DEF stands for “Diesel Exhaust Fluid.” It’s a system that helps convert nitrogen oxide (a dangerous emission) into harmless nitrogen and water.
In 2018, the EPA required diesel particulate filters on all three-quarter-ton and larger trucks. The requirements were aimed at reducing smog, acid rain, and air pollution.
Diesel Exhaust Fluid is sprayed into the exhaust stream of diesel vehicles to break down the nitrogen oxide.
It’s important to know that DEF is not a fuel additive. It never comes in contact with diesel.
What is it, then? Diesel Exhaust Fluid is made up of 32.5% urea and 67.5% deionized water.
Urea is an organic compound also known as carbamide. It’s technically derived from one of the byproducts of urine but is synthetically made.
Deionized water is purified water with almost all of its mineral ions removed.
Together, they help reduce nitrogen oxide pollutants in exhaust gases from combustion with diesel.
On a DEF truck, the Diesel Exhaust Fluid is stored in a separate, insulated tank that typically has a blue cap.
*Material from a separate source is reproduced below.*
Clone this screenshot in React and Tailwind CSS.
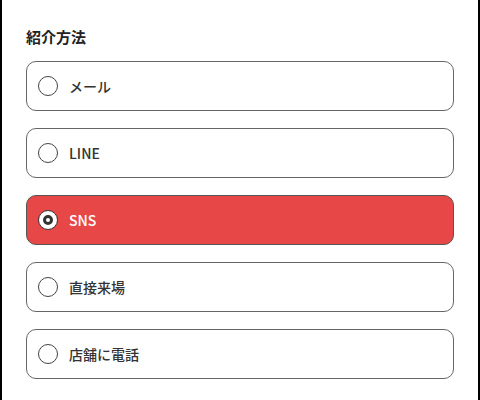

Diesel Exhaust Fluid is non-toxic and non corrosive.
There are no special measures needed to handle Diesel Exhaust Fluid, however, it can stain clothing.
A Diesel Exhaust Fluid system does require a bit more room in your truck and adds slightly to the vehicle’s overall weight.
However, DEF trucks are designed for better fuel efficiency, more optimized combustion and increased power. The EPA requires all vehicles capable of running with Diesel Exhaust Fluid do so.